How to Build an Evergreen Content Calendar That Drives Consistent Traffic

If you’ve ever watched a post spike, fade, and then wonder why the next one never gets the same love, you know the pain of a flaky publishing schedule. A solid evergreen calendar takes that guesswork out of the picture and lets you focus on creating, not chasing.

Why an Evergreen Calendar Matters Right Now

Search engines love fresh, relevant content, but they also reward pieces that stay useful over months and years. When you plan ahead, you can sprinkle timely topics with timeless gems, giving your site a steady flow of visitors instead of a single burst. In short – you get traffic that works while you sleep.

Step 1 – Audit What You Already Have

Find the Gold Nuggets

Start by pulling a list of all the posts that still get clicks after six months. Look at Google Analytics or any simple stats tool you trust. Anything with a steady stream of traffic is a candidate for repurposing or updating.

Spot the Gaps

Next, write down the main themes your audience cares about – think “how to start a blog,” “keyword research basics,” “social media scheduling tips.” If a theme is missing from your archive, that’s a clear sign of a gap you can fill.

Step 2 – Choose Your Core Evergreen Pillars

Pick three to five big topics that match your niche and your audience’s needs. For Evergreen Edge, I usually stick to:

  1. Content strategy basics
  2. SEO fundamentals
  3. Evergreen content creation
  4. Digital marketing tools

These pillars become the backbone of your calendar. Every month you’ll aim to publish at least one piece that fits under each pillar.

Step 3 – Map Out a Quarterly Rhythm

Set a Simple Cadence

Instead of trying to post every day, aim for a realistic rhythm – say, two posts per week. Over a three‑month quarter that’s 24 pieces. Break it down:

  • Week 1 – Pillar A (how‑to guide)
  • Week 2 – Pillar B (list post)
  • Week 3 – Pillar C (case study)
  • Week 4 – Pillar D (quick tip)

Repeat the pattern. The repetition makes planning easy and keeps your audience expecting a mix of formats.

Add Seasonal Touches

Even evergreen content can benefit from a seasonal hook. For example, a post about “email list building” can be refreshed in January with a “New Year, new list” intro. Mark those dates in your calendar so you know when to add a small update.

Step 4 – Fill the Calendar with Specific Titles

A vague idea like “SEO basics” won’t move you forward.

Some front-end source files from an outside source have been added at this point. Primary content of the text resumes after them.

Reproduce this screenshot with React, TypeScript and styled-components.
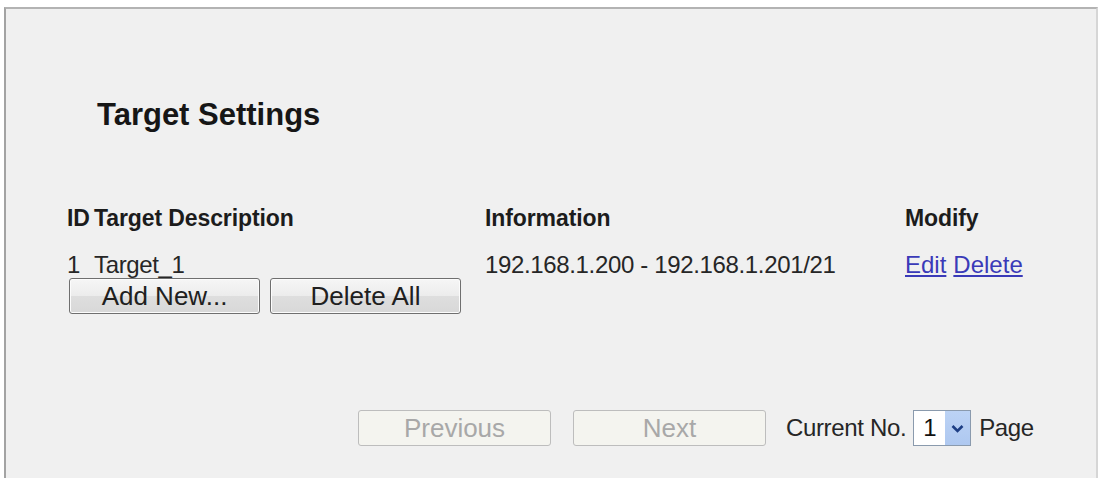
import React from 'react'
import styled, { createGlobalStyle } from 'styled-components'

const GlobalStyle = createGlobalStyle`
  html, body {
    margin: 0;
    padding: 0;
    background: #ffffff;
    overflow: hidden;
  }
  body {
    font-family: 'Liberation Sans', Arial, sans-serif;
    color: #1e1e1e;
  }
`

const Page = styled.div`
  padding: 7px 2px 0 4px;
  height: 478px;
  box-sizing: border-box;
`

const Panel = styled.div`
  background: #f0f0f0;
  border: 2px solid #b3b3b3;
  border-bottom: none;
  border-left-color: #a3a3a3;
  border-right-color: #d6d6d6;
  height: 480px;
  box-sizing: border-box;
  padding-left: 61px;
`

const Title = styled.h1`
  margin: 88px 0 0 30px;
  font-size: 31px;
  line-height: 36px;
  font-weight: bold;
  color: #161616;
`

const Table = styled.div`
  display: grid;
  grid-template-columns: 27px 391px 420px auto;
  margin-top: 62px;
  font-size: 24px;
`

const HeadCell = styled.div`
  line-height: 46px;
  font-size: 23px;
  font-weight: bold;
  letter-spacing: -0.1px;
  color: #1c1c1c;
  white-space: nowrap;
`

const Cell = styled.div`
  line-height: 48px;
  letter-spacing: -0.35px;
  color: #262626;
  white-space: nowrap;
`

const Link = styled.a`
  color: #3a3ab8;
  letter-spacing: 0;
  text-decoration: underline;
  cursor: pointer;
  & + & {
    margin-left: 7px;
  }
`

const Actions = styled.div`
  display: flex;
  gap: 10px;
  margin-top: -11px;
  margin-left: 2px;
`

const Button = styled.button<{ disabled?: boolean }>`
  width: ${({ disabled }) => (disabled ? '193px' : '191px')};
  height: 36px;
  padding: 0;
  border-radius: 3px;
  font-family: 'Liberation Sans', Arial, sans-serif;
  font-size: 26px;
  line-height: 34px;
  border: 1px solid ${({ disabled }) => (disabled ? '#bdbdbd' : '#6f6f6f')};
  background: ${({ disabled }) =>
    disabled
      ? '#f4f4ef'
      : 'linear-gradient(#f6f6f6 0%, #ececec 50%, #dedede 51%, #d8d8d8 100%)'};
  color: ${({ disabled }) => (disabled ? '#a8a8a8' : '#202020')};
  box-shadow: ${({ disabled }) =>
    disabled ? 'none' : 'inset 0 0 0 1px #fcfcfc'};
`

const Pager = styled.div`
  display: flex;
  align-items: center;
  margin-top: 96px;
  margin-left: 291px;
  font-size: 24px;
  letter-spacing: -0.35px;
  color: #262626;
`

const PagerButtons = styled.div`
  display: flex;
  gap: 22px;
  margin-right: 20px;
  letter-spacing: 0;
`

const Select = styled.div`
  display: flex;
  width: 56px;
  height: 34px;
  margin: 0 8px 0 7px;
  border: 1px solid #8a9aad;
  background: #ffffff;
`

const SelectValue = styled.span`
  flex: 1;
  line-height: 34px;
  padding-left: 9px;
  color: #111111;
`

const SelectArrow = styled.span`
  width: 25px;
  display: flex;
  align-items: center;
  justify-content: center;
  background: linear-gradient(#bcd3f5, #aec8f0);
`

const Chevron = () => (
  <svg width="13" height="9" viewBox="0 0 13 9">
    <path d="M1.5 2 L6.5 7 L11.5 2" fill="none" stroke="#1d3e84" strokeWidth="2.6" />
  </svg>
)

export default function App() {
  return (
    <>
      <GlobalStyle />
      <Page>
        <Panel>
          <Title>Target Settings</Title>
          <Table>
            <HeadCell>ID</HeadCell>
            <HeadCell>Target Description</HeadCell>
            <HeadCell>Information</HeadCell>
            <HeadCell>Modify</HeadCell>
            <Cell>1</Cell>
            <Cell>Target_1</Cell>
            <Cell>192.168.1.200 - 192.168.1.201/21</Cell>
            <Cell>
              <Link>Edit</Link>
              <Link>Delete</Link>
            </Cell>
          </Table>
          <Actions>
            <Button>Add New...</Button>
            <Button>Delete All</Button>
          </Actions>
          <Pager>
            <PagerButtons>
              <Button disabled>Previous</Button>
              <Button disabled>Next</Button>
            </PagerButtons>
            <span>Current No.</span>
            <Select>
              <SelectValue>1</SelectValue>
              <SelectArrow>
                <Chevron />
              </SelectArrow>
            </Select>
            <span>Page</span>
          </Pager>
        </Panel>
      </Page>
    </>
  )
}
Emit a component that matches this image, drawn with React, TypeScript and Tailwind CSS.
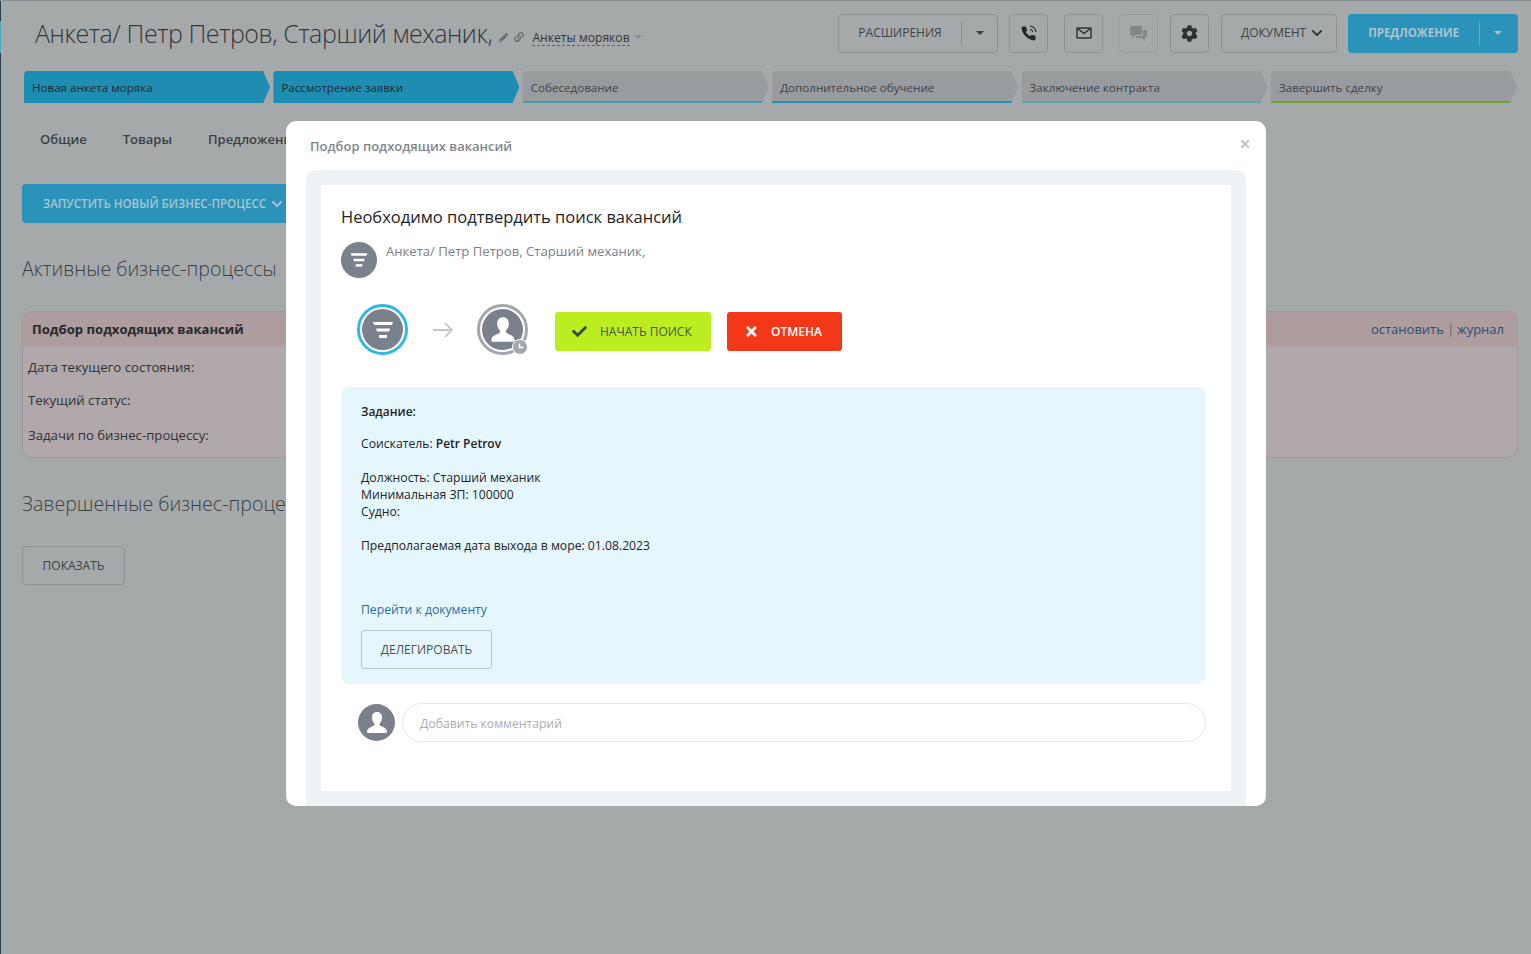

Turn each slot into a concrete title that tells you exactly what to write.

  • “The 5‑Step SEO Checklist for New Blogs (2024 Update)”
  • “How to Turn One Blog Post Into Ten Social Media Updates”
  • “Case Study: Growing Organic Traffic by 150% in Six Months”

Write the titles directly into a spreadsheet or a free tool like Trello. Seeing the full list helps you spot duplicates before they happen.

Step 5 – Build a Mini‑Production Workflow

Research (Day 1)

Spend a few hours gathering stats, quotes, and examples. Keep a folder of sources so you can pull them into any post later.

Draft (Day 2‑3)

Write a first draft without worrying about perfection. The goal is to get words on the page.

Edit & Optimize (Day 4)

Polish the copy, add headings, and sprinkle in SEO basics: target keyword in the title, once in the first 100 words, and a few times naturally throughout. Use a tool like Google’s Keyword Planner to confirm search volume.

Publish & Promote (Day 5)

Schedule the post in WordPress or your CMS. Then share a short tweet, a LinkedIn update, and maybe a quick email note to your list. Even evergreen pieces need a launch push.

Step 6 – Review and Refresh Quarterly

Every three months, glance at the performance of each pillar. If a post’s traffic has dropped, ask:

  • Does the information need an update?
  • Can I add a new example or a fresh statistic?
  • Should I rewrite the headline for better clicks?

A quick 30‑minute refresh can bring a dead post back to life and send another wave of traffic your way.

My Personal Shortcut: The “One‑Hour Refresh”

When I first tried this system, I found myself spending hours tweaking old posts. Then I tried a rule: if a post is older than six months and its traffic is down 40% or more, I give it a one‑hour refresh. I update the intro, add a new screenshot, and tweak the meta description. The result? Most of those posts bounce back to their original traffic levels within a week. It’s a tiny habit that saves a lot of time.

Tools That Keep the Calendar Clean

  • Google Sheet – simple, shareable, and you can add color codes for each pillar.
  • Trello – visual cards let you drag a post from “Idea” to “Published.”
  • Zapier – automate a reminder email to yourself when a post is due for a refresh.

You don’t need fancy software; just something that makes the process visible and repeatable.

The Bottom Line

An evergreen content calendar isn’t a magic wand, but it is a reliable engine. By auditing what works, picking solid pillars, mapping a realistic rhythm, and building a tiny production loop, you turn random posting into a steady traffic machine. Stick to the plan, give old posts a quick polish, and watch the numbers climb month after month.